Il me semble que l'explication réside dans la pondération des priorités de la vie chrétienne. Les gens qui ont cru à la prédication, la mort et la résurrection du Christ, sans s'enflammer, peuvent-ils encore s'indigner de la disparition des populations de daims ? On ne rencontre pas de tels individus parmi les acteurs de l'écologie.

Les personnes qui ont cru avec passion à la vérité, sont préoccupé par l'accomplissement beaucoup plus important de " allez et enseignez... pour que tous aient la vie éternelle ". Ces chrétiens ne nous comprennent pas lorsque nous essayons de sauver ce monde condamné au feu divin, dans le prolongement de notre préoccupation (cela forme un tout) pour le Salut des Hommes.

Pour cette raison, les défenseurs convaincus de la nature resteront une minorité parmi les chrétiens et en particulier dans les Eglises protestantes.

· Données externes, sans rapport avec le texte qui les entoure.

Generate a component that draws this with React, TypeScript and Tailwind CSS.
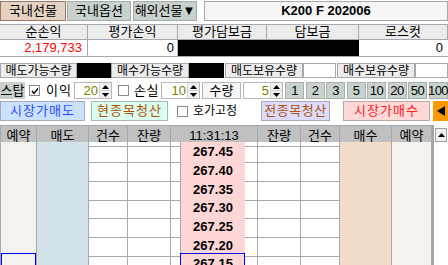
// 선물 주문 화면 — 상단 계좌 정보 + 호가 그리드

const FONT = "font-['Liberation_Sans','Noto_Sans_CJK_KR',sans-serif]"

const PRICES = ['267.45', '267.40', '267.35', '267.30', '267.25', '267.20', '267.15']
const ROW_H = ['h-[19px]', 'h-[19px]', 'h-[18px]', 'h-[19px]', 'h-[19px]', 'h-[18px]', 'h-[19px]']

const COLS =
  'grid grid-cols-[37px_52px_39px_43px_10px_64px_13px_43px_39px_52px_40px]'

function Check({ checked }: { checked?: boolean }) {
  return (
    <div className="w-[11px] h-[11px] shrink-0 border border-[#8a8a8a] bg-white flex items-center justify-center">
      {checked && (
        <svg width="8" height="8" viewBox="0 0 8 8">
          <path d="M1 4 L3 6.5 L7 1.5" fill="none" stroke="#000" strokeWidth="1.4" />
        </svg>
      )}
    </div>
  )
}

function Spin({ value, w }: { value: string; w: string }) {
  return (
    <div className={`flex h-[17px] shrink-0 border border-[#b8b8b8] bg-white ${w}`}>
      <div className="flex-1 text-right pr-[1px] text-[#808000] text-[13px] leading-[15px]">
        {value}
      </div>
      <div className="w-[12px] flex flex-col border-l border-[#d4d4d4] bg-[#f0f0f0]">
        <div className="flex-1 flex items-center justify-center">
          <svg width="7" height="4" viewBox="0 0 7 4">
            <path d="M0 4 L3.5 0 L7 4Z" fill="#000" />
          </svg>
        </div>
        <div className="flex-1 flex items-center justify-center border-t border-[#d4d4d4]">
          <svg width="7" height="4" viewBox="0 0 7 4">
            <path d="M0 0 L7 0 L3.5 4Z" fill="#000" />
          </svg>
        </div>
      </div>
    </div>
  )
}

function Label({ text, w }: { text: string; w: string }) {
  return (
    <div
      className={`h-full shrink-0 flex items-center justify-center whitespace-nowrap bg-[#ececec] border border-[#a8a8a8] ${w}`}
    >
      {text}
    </div>
  )
}

export default function App() {
  return (
    <div className={`w-[448px] h-[265px] overflow-hidden bg-white text-black text-[12px] ${FONT}`}>
      {/* 탭 + 종목 */}
      <div className="flex h-[21px] pt-[1px]">
        <div className="w-[66px] h-[20px] flex items-center justify-center bg-[#e6d2c2] border border-[#a07464] text-[13px]">
          국내선물
        </div>
        <div className="ml-[1px] w-[64px] h-[20px] flex items-center justify-center bg-[#c8d2cc] border border-[#a4aca8] text-[13px]">
          국내옵션
        </div>
        <div className="ml-[2px] w-[64px] h-[20px] flex items-center justify-center bg-[#c8d2cc] border border-[#a4aca8] text-[13px]">
          해외선물▼
        </div>
        <div className="ml-[7px] flex-1 h-[20px] flex items-center justify-center bg-[#f6f6f6] border border-[#a8a8a8] font-bold text-[13px]">
          K200 F 202006
        </div>
      </div>

      {/* 손익 요약 */}
      <div className="mt-[3px] grid grid-cols-[88px_90px_89px_92px_89px]">
        {['순손익', '평가손익', '평가담보금', '담보금', '로스컷'].map((t) => (
          <div
            key={t}
            className="h-[16px] flex items-center justify-center bg-[#ececec] border-t border-b border-r border-[#a8a8b4] text-[13px]"
          >
            {t}
          </div>
        ))}
        <div className="h-[17px] flex items-center justify-end pr-[5px] border-b border-r border-[#a8a8b4] text-[#ff0000] text-[13px]">
          2,179,733
        </div>
        <div className="h-[17px] flex items-center justify-end pr-[3px] border-b border-r border-[#a8a8b4] text-[13px]">
          0
        </div>
        <div className="h-[17px] col-span-2 bg-black border-b border-[#a8a8b4]" />
        <div className="h-[17px] flex items-center justify-end pr-[5px] border-b border-[#a8a8b4] text-[13px]">
          0
        </div>
      </div>

      {/* 수량 */}
      <div className="mt-[6px] flex h-[15px]">
        <Label text="매도가능수량" w="w-[77px]" />
        <div className="w-[34px] h-full bg-black" />
        <Label text="매수가능수량" w="w-[78px]" />
        <div className="w-[35px] h-full bg-black" />
        <Label text="매도보유수량" w="ml-[1px] w-[78px]" />
        <div className="w-[33px] h-full bg-white border border-[#a8a8a8]" />
        <Label text="매수보유수량" w="ml-[1px] w-[78px]" />
        <div className="flex-1 h-full bg-white border border-[#a8a8a8]" />
      </div>

      {/* 스탑 설정 */}
      <div className="mt-[4px] flex items-center h-[17px] whitespace-nowrap">
        <div className="w-[25px] h-full flex items-center justify-center bg-[#c8d2cc] text-[13px]">
          스탑
        </div>
        <div className="ml-[4px]">
          <Check checked />
        </div>
        <div className="ml-[6px] w-[28px] text-[13px] tracking-[1px]">이익</div>
        <Spin value="20" w="w-[38px]" />
        <div className="ml-[6px]">
          <Check />
        </div>
        <div className="ml-[5px] w-[27px] text-[13px] tracking-[0.5px]">손실</div>
        <Spin value="10" w="w-[39px]" />
        <div className="ml-[2px] w-[39px] h-full flex items-center justify-center bg-[#f6f6f6] border border-[#b8b8b8] text-[13px]">
          수량
        </div>
        <div className="ml-[2px]">
          <Spin value="5" w="w-[40px]" />
        </div>
        <div className="ml-[2px] flex gap-[1.5px] h-full">
          {['1', '2', '3', '5', '10', '20', '50', '100'].map((n) => (
            <div
              key={n}
              className="w-[19px] h-full flex items-center justify-center bg-[#c8d2cc] border border-[#a8b0ac] text-[13px] tracking-[-0.5px]"
            >
              {n}
            </div>
          ))}
        </div>
      </div>

      {/* 주문 버튼 */}
      <div className="mt-[2px] flex items-center h-[20px] text-[13px] whitespace-nowrap">
        <div className="w-[85px] h-full flex items-center justify-center bg-[#cce0ff] border border-[#a8a8b8] text-[#1e50ff] tracking-[1px]">
          시장가매도
        </div>
        <div className="ml-[6px] w-[77px] h-full flex items-center justify-center bg-[#d8fff0] border border-[#a8b8b0] text-[#b05000] tracking-[1px]">
          현종목청산
        </div>
        <div className="ml-[9px]">
          <Check />
        </div>
        <div className="ml-[5px] w-[48px] text-[12px]">호가고정</div>
        <div className="ml-[20px] w-[69px] h-full flex items-center justify-center bg-[#dcdcff] border border-[#a8a8b8] text-[#b05000] tracking-[0.5px]">
          전종목청산
        </div>
        <div className="ml-[13px] w-[87px] h-full flex items-center justify-center bg-[#ffd8d8] border border-[#b8a8a8] text-[#ff2020] tracking-[1px]">
          시장가매수
        </div>
        <div className="ml-[3px] w-[15px] h-full flex items-center justify-center bg-[#ff9900]">
          <svg width="8" height="10" viewBox="0 0 8 10">
            <path d="M8 0 L0 5 L8 10Z" fill="#000" />
          </svg>
        </div>
      </div>

      {/* 호가 그리드 */}
      <div className="mt-[4px] flex">
        <div className="w-[432px]">
          <div className={`${COLS} h-[17px] bg-[#c0c0c0] border-t border-[#a8a8b4] text-[13px]`}>
            {['예약', '매도', '건수', '잔량'].map((t, i) => (
              <div
                key={i}
                className={`flex items-center justify-center border-r border-b border-[#a8a8b4] ${i === 0 ? 'border-l' : ''}`}
              >
                {t}
              </div>
            ))}
            <div className="col-span-3 flex items-center justify-center border-r border-b border-[#a8a8b4]">
              11:31:13
            </div>
            {['잔량', '건수', '매수', '예약'].map((t, i) => (
              <div
                key={i}
                className="flex items-center justify-center border-r border-b border-[#a8a8b4]"
              >
                {t}
              </div>
            ))}
          </div>

          {PRICES.map((p, r) => {
            const sel = r === PRICES.length - 1
            return (
              <div key={p} className={`${COLS} ${ROW_H[r]}`}>
                <div className="relative bg-[#f5f2ee] border-l border-r border-b border-[#a8a8b4]">
                  {sel && <div className="absolute left-0 -top-px right-0 bottom-0 border border-[#0000ff]" />}
                </div>
                <div className="bg-[#d2e2e8] border-r border-b border-[#a8a8b4]" />
                <div className="border-r border-b border-[#a8a8b4]" />
                <div className="border-r border-b border-[#a8a8b4]" />
                <div className="border-r border-b border-[#a8a8b4]" />
                <div className="relative flex items-center justify-center bg-[#ffd6d6] border-b border-[#a8a8b4] font-bold text-[13px]">
                  {sel && <div className="absolute -left-px -top-px right-0 bottom-0 border border-[#0000ff]" />}
                  {p}
                </div>
                <div className="border-r border-b border-[#a8a8b4]" />
                <div className="border-r border-b border-[#a8a8b4]" />
                <div className="border-r border-b border-[#a8a8b4]" />
                <div className="bg-[#f0dcc8] border-r border-b border-[#a8a8b4]" />
                <div className="bg-[#f5f2ee] border-r border-b border-[#a8a8b4]" />
              </div>
            )
          })}
        </div>

        {/* 스크롤바 */}
        <div className="w-[16px] border-l-2 border-[#a4a4a8] bg-white">
          <div className="mt-[3px] ml-[1px] w-[12px] h-[14px] flex items-center justify-center border border-[#a0a0a0] bg-[#f0f0f0]">
            <svg width="7" height="4" viewBox="0 0 7 4">
              <path d="M0 4 L3.5 0 L7 4Z" fill="#000" />
            </svg>
          </div>
        </div>
      </div>
    </div>
  )
}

Ce sont des chrétiens pour lesquels l'écologie ne sera pas une prise de position citoyenne mais une profession de foi amoureuse.

On a l'impression que les chrétiens se sentent déjà exclus de la Terre -recoin inhospitalier- sans regret. Ils ne ressemblent pas à la femme de Lot, admirant ce monde obligé. Non, non, nous ne quittons pas encore la Terre. Mais nous lui avons déjà fait nos adieu.